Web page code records
########################################

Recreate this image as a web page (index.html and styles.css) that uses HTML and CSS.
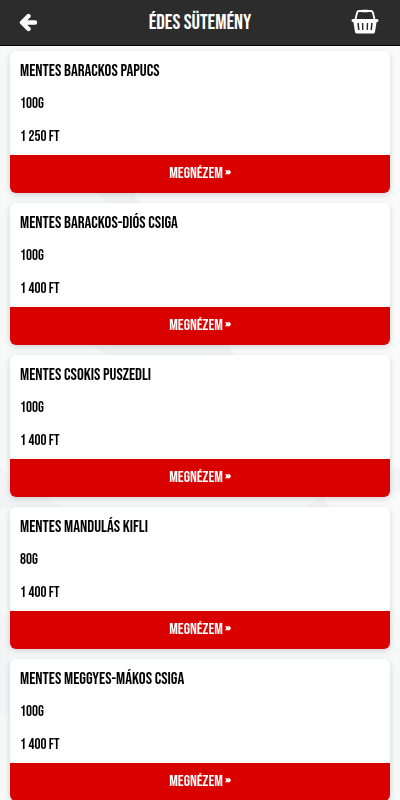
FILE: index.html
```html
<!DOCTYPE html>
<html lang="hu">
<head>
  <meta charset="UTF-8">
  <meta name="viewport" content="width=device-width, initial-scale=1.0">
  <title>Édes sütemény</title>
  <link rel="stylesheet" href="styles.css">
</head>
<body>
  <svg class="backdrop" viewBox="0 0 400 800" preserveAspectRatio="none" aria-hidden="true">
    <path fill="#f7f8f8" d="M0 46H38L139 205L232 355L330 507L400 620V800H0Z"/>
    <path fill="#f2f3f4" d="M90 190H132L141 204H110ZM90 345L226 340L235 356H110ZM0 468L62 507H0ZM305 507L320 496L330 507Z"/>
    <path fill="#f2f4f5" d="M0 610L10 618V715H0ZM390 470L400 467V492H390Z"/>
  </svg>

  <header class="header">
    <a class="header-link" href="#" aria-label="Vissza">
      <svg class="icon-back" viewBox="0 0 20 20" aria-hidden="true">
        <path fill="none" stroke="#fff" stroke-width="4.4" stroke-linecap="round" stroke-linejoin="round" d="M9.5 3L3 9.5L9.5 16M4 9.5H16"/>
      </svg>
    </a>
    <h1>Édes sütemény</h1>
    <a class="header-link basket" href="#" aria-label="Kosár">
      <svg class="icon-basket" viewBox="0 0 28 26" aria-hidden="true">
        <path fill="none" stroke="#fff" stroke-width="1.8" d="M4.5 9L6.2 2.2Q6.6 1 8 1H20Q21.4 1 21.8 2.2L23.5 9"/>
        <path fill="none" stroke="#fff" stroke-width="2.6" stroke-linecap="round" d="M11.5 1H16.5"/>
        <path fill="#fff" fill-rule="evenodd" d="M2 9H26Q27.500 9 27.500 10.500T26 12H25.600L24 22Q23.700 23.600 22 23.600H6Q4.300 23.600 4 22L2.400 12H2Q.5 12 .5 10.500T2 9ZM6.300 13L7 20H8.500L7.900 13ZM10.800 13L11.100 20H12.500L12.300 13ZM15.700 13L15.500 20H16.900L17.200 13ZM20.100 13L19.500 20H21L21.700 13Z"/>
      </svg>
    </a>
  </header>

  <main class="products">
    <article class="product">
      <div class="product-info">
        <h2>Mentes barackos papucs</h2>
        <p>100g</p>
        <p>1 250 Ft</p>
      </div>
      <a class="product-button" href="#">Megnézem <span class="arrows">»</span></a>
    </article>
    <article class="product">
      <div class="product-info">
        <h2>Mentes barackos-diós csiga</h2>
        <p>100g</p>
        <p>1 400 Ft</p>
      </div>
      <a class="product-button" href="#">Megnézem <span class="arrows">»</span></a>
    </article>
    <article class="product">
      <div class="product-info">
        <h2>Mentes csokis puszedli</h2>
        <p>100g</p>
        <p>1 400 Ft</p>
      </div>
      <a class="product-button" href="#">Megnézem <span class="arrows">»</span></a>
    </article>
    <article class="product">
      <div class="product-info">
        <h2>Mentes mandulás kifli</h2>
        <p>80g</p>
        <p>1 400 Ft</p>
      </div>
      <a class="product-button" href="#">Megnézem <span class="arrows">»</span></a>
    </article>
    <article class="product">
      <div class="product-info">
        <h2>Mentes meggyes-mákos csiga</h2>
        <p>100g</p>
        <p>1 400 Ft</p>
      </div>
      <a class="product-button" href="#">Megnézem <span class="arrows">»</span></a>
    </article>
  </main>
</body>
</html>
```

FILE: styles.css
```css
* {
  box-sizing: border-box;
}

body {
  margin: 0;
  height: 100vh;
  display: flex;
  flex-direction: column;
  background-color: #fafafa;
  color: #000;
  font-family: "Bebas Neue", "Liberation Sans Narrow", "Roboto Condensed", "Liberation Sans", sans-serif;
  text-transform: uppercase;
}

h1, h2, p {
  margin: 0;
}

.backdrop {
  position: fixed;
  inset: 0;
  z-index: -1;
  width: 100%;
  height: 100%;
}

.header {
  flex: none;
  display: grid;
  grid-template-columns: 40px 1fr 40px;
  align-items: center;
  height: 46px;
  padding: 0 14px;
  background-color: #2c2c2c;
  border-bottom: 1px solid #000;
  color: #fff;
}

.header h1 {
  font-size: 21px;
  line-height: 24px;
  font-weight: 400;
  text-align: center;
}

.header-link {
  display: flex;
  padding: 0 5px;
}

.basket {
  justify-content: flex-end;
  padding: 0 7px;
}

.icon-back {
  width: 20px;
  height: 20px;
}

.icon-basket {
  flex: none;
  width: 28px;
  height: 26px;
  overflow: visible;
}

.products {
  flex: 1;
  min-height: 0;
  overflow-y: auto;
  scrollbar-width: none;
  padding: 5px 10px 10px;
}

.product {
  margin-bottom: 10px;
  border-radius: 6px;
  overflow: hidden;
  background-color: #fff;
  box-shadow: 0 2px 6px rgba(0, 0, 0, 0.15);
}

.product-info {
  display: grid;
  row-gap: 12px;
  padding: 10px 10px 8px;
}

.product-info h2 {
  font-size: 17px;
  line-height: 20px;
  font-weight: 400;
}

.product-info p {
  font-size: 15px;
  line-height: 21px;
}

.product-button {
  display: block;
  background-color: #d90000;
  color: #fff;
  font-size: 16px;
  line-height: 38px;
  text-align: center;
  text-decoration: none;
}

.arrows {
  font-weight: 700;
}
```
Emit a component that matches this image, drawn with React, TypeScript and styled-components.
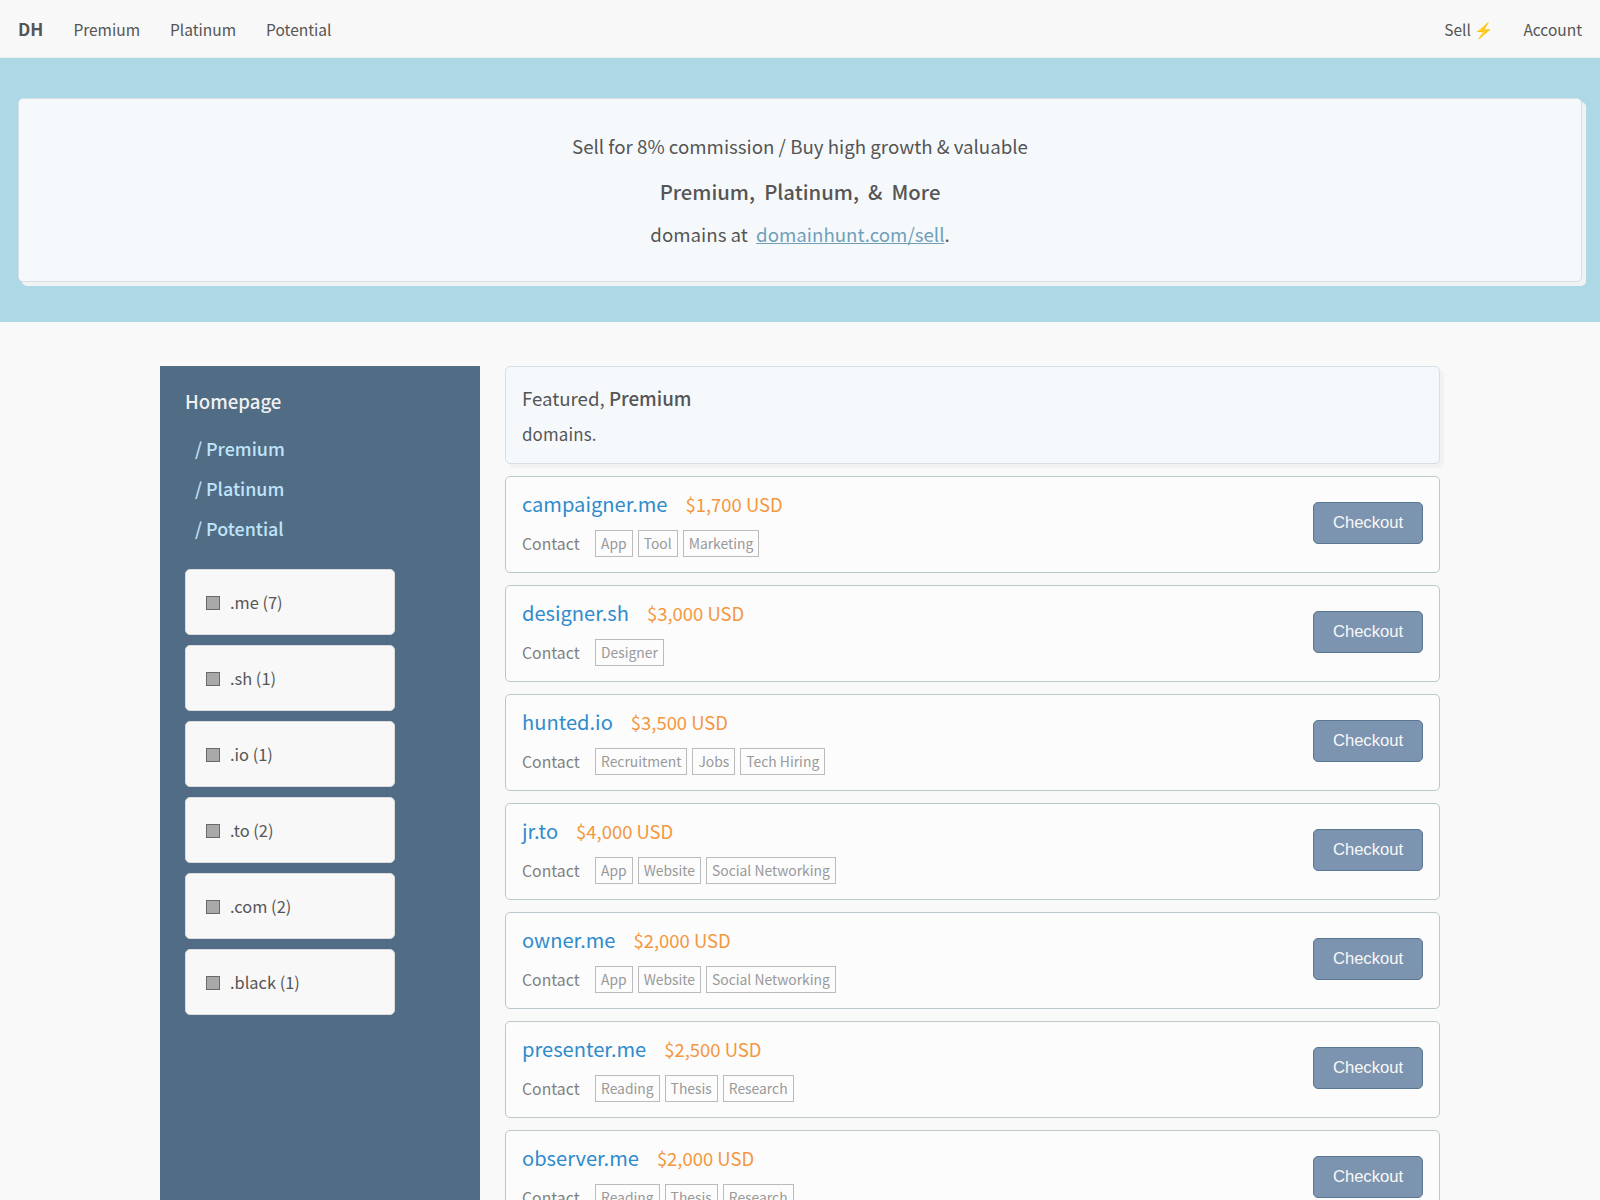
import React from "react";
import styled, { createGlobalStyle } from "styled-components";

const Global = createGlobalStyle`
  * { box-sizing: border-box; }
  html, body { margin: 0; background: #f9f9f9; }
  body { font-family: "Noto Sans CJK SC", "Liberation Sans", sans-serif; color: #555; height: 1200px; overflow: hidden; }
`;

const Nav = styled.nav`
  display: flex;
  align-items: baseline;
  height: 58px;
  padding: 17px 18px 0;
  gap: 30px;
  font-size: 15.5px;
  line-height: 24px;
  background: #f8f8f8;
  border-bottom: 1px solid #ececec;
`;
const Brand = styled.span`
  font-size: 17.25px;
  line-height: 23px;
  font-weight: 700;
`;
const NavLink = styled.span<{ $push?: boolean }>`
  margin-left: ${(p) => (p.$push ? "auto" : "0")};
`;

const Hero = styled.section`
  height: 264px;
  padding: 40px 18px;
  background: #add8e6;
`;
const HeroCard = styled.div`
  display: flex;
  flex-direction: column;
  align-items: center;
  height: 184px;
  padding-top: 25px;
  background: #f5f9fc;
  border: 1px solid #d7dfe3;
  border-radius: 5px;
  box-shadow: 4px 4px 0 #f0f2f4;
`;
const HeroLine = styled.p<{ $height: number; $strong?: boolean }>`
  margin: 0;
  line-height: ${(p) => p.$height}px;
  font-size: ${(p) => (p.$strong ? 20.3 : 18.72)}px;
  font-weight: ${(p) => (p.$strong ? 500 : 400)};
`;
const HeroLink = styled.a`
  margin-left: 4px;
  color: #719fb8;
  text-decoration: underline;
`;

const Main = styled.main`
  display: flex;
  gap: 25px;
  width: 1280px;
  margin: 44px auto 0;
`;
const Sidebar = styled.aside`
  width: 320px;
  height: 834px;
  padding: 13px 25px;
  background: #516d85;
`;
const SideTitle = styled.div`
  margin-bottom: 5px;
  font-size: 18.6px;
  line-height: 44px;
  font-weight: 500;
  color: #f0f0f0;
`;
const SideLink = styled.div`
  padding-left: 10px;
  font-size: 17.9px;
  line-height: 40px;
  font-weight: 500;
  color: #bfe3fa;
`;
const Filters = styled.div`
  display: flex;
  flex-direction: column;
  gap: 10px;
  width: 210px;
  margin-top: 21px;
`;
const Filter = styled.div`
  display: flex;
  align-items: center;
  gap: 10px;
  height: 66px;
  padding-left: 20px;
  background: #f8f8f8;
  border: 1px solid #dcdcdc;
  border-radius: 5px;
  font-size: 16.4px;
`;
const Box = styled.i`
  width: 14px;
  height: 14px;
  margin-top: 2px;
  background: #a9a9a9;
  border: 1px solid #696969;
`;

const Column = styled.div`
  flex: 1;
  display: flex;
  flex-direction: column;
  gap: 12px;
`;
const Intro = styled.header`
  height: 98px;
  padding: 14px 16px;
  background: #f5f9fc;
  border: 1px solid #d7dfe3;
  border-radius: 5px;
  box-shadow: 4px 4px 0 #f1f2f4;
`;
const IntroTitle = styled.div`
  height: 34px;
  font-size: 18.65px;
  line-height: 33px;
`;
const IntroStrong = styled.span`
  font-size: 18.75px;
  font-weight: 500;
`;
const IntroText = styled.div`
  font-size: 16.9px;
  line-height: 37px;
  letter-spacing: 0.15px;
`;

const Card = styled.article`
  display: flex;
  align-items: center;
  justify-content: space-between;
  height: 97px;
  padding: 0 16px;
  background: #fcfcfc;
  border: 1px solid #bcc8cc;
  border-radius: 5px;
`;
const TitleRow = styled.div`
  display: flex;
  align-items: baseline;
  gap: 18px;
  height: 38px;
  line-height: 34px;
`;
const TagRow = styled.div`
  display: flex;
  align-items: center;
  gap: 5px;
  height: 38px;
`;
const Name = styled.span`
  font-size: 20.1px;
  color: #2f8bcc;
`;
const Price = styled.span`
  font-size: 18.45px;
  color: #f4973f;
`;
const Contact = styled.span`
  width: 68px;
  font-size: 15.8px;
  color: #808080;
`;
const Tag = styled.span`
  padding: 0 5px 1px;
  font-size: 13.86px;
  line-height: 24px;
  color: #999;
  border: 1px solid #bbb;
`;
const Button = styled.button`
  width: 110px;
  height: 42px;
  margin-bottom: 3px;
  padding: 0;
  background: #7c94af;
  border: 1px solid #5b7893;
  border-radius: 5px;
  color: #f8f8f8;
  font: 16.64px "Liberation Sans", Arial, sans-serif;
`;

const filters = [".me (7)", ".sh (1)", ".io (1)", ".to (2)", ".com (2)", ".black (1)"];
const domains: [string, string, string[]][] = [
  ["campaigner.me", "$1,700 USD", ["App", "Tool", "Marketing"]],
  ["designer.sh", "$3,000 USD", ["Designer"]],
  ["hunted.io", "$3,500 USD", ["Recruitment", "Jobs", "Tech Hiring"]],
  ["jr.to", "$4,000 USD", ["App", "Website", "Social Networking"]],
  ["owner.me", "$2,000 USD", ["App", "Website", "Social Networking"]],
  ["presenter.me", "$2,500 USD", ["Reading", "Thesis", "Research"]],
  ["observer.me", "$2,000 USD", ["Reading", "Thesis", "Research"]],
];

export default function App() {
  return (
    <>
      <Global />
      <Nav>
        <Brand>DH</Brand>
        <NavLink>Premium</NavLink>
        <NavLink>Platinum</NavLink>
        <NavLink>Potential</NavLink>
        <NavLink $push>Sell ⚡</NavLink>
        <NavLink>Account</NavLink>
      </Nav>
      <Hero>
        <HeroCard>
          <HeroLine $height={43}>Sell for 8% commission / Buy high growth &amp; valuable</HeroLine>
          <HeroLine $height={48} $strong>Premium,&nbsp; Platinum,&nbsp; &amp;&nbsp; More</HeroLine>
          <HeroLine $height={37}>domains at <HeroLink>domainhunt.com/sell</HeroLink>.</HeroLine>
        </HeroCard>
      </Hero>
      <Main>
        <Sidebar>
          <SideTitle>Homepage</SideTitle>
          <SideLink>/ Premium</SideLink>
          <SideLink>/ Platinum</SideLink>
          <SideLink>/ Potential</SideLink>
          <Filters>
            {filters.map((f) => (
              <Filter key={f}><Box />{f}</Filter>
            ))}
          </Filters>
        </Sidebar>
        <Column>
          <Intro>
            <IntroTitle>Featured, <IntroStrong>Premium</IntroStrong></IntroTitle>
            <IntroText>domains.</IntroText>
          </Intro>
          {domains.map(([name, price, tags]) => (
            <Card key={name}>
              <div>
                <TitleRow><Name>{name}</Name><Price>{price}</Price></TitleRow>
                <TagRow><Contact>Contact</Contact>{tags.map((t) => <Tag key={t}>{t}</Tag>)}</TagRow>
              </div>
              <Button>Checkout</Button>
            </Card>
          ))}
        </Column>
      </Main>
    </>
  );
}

########################################

- **To be done**
Pick out each line containing "that" and report it.

- **Answer to the task**
Recreate this image as a web page (index.html and styles.css) that uses HTML and CSS.
Emit a component that matches this image, drawn with React, TypeScript and styled-components.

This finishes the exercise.